As I write [early September] we are approaching the first anniversary of the dispute which was sparked off by the dockers refusal to cross the picket line mounted by dismissed dockers employed by an ‘independent’ stevedoring firm called Torside. In Britain in the 1990s such sympathy or in the words of the legislation, ‘secondary action’, is illegal.

The policy of the dockers remains one of insisting on the full reinstatement of all dockers dismissed on the terms and conditions they ‘enjoyed’ prior to the dispute. Now I was going to begin this report/commentary on a note of criticism of the dockers. By concentrating on re-instatement, the dockers I thought, were allowing what I conceived to be the major question of casualisation [what Jimmy Nolan, Chair of the Dispute Committee confusingly calls ‘employment contracts’] to be lost from view. But of course this is looking at events at the surface and missing what is going on underneath. It is, in my opinion the first duty of communists, anarchists or whatever we call ourselves, to look beyond the surface of events and try and penetrate what is really going on. That is, it is first of all our job to try and understand. So here is my attempt.

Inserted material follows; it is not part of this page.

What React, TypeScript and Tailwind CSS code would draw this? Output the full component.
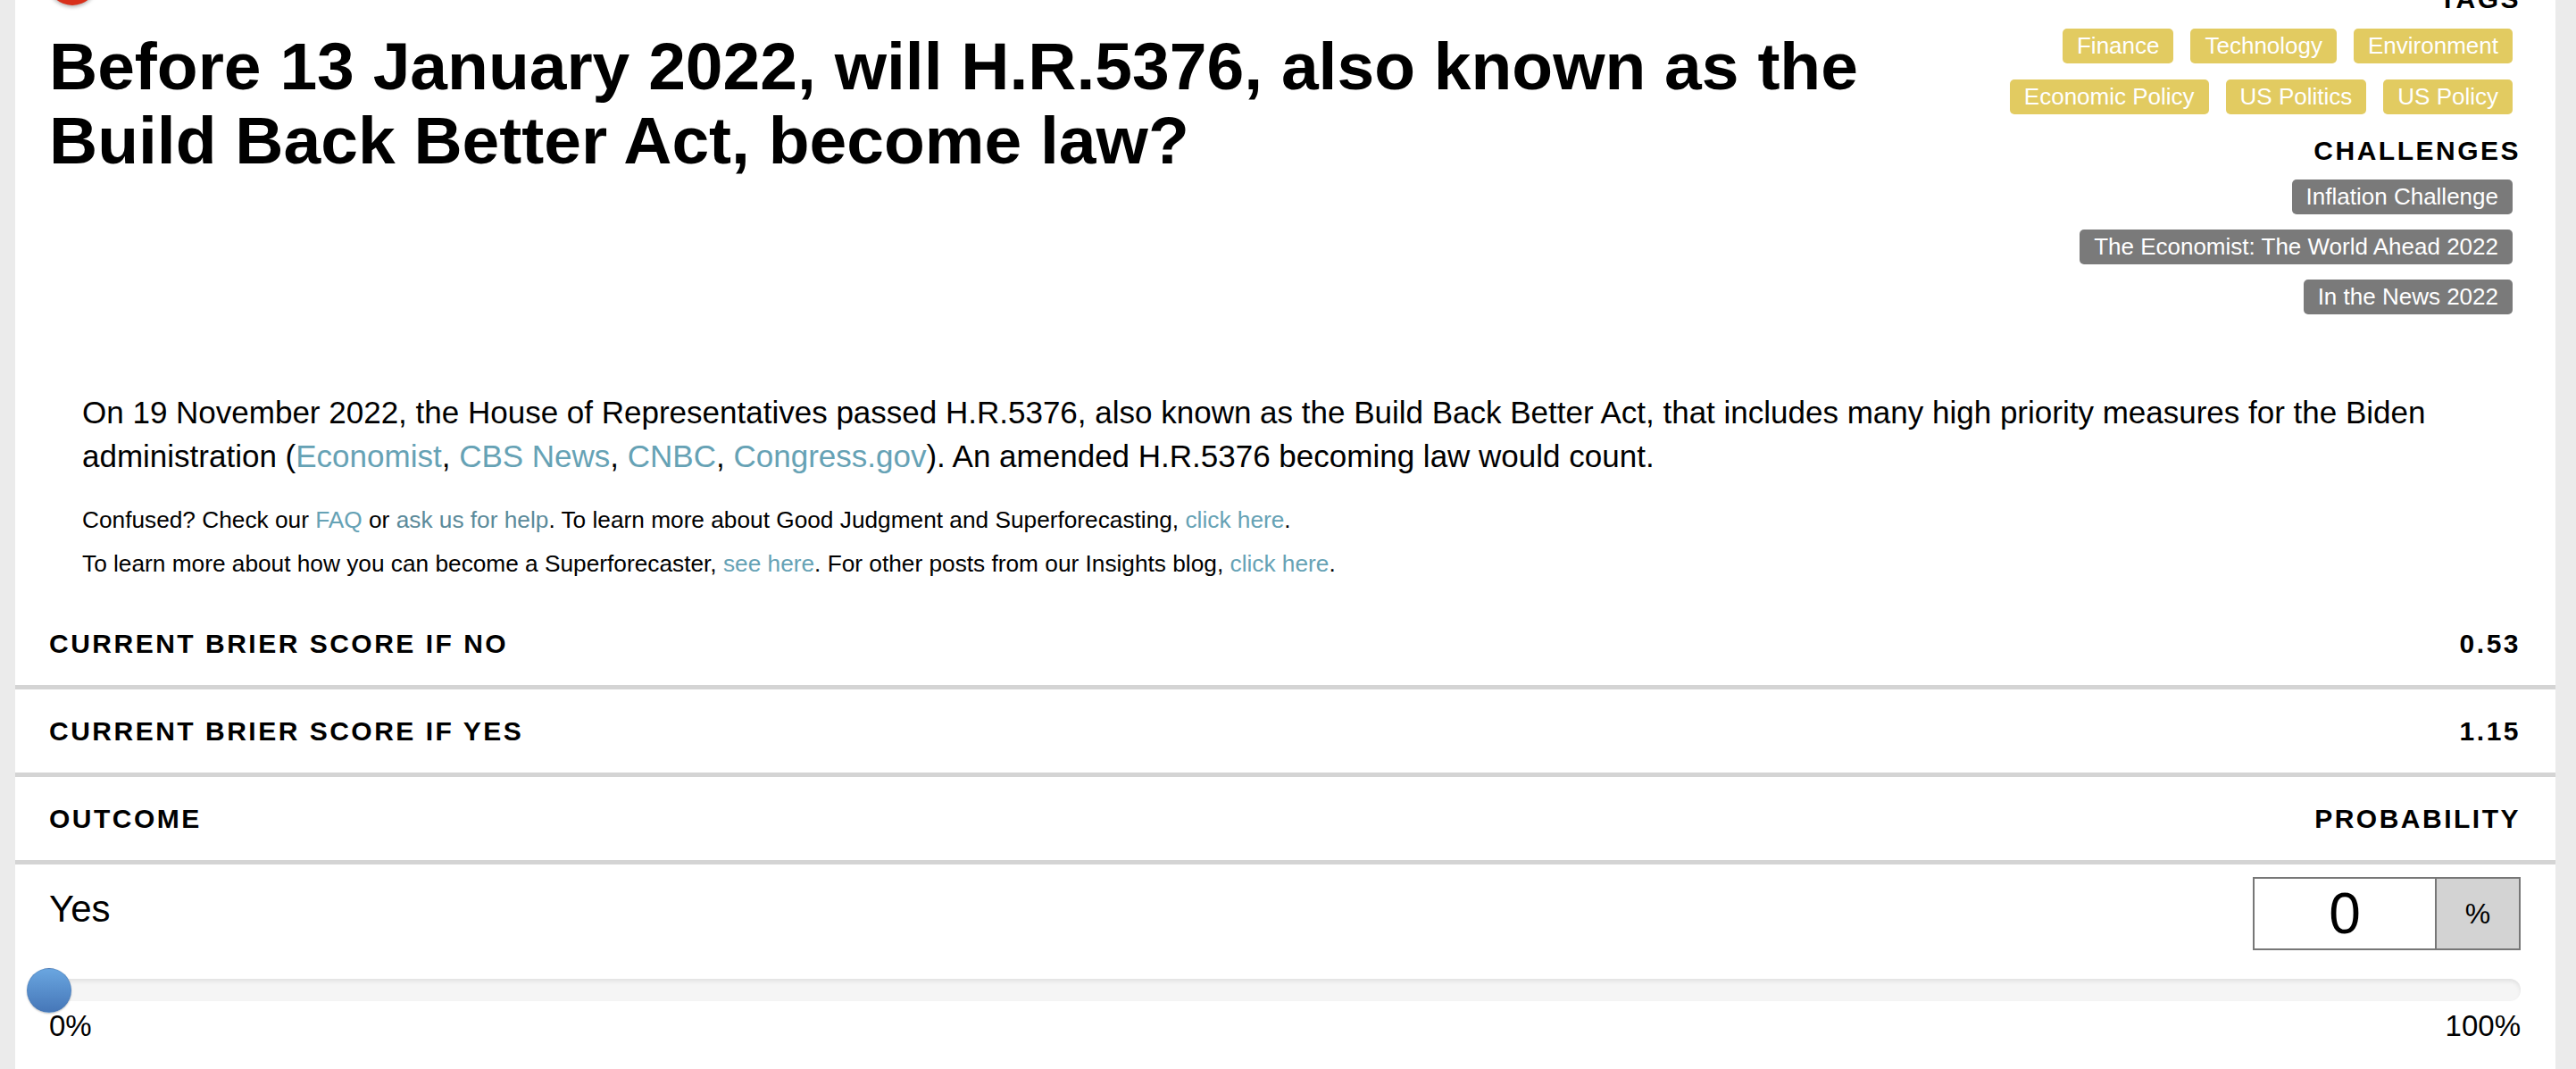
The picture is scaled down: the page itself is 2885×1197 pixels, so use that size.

The policy of total re-instatement which is endorsed every Friday at the mass meeting of dockers and their supporters is actually what used to be called by the American SDS student movement in the 70s a ‘non negotiable demand’. That is, given the changes in the economy since the [Keynesian inspired] National Dock Labour Scheme was abolished in 1989, there is NO WAY the Mersey Docks and Harbour Company can allow a return to the previous situation. In any case a whole new scab labour force has been recruited, trained and is even now driving up productivity levels to unheard of heights. So, for instance when ACL came back to the port, the 80 dockers who left ‘voluntarily’ were not replaced. The fact that there is now a regular turnover of scab labour which cannot cope with the new casualised way of working and the much reduced pay, does not bother MDHC. They have a core layer of skilled workers who are prepared to take on and train a succession of casualised and atomised workers to do the bulk of the basic work in the port. The fact also, that it has been become more dangerous to work in the Port of Liverpool does not bother them either.

Those of you who have been following my reports will know that we have argued that this is a generalised and long term trend in all workplaces - and it spells the end of the post war Keynesian based consensus which we had all become used to. Space prevents me from going into this in any more detail here, but we are working on a much longer analysis in which we hope to demonstrate this clearly. All this being the case, the dockers official policy is, I have come to realise way behind their real thinking and practice. The only ‘negotiations’ going on are those sponsored by Bill Morris and the T & G national and local officials, ably abetted by the ITF, who have made it quite plain that a ‘compromise’ must be found over the heads of the dockers. And obviously not in the interests of the dockers but because Morris and Co have been visibly shaken by the dockers international campaign and the open discussion on 5 continents of the idea of forming a new international dockers union.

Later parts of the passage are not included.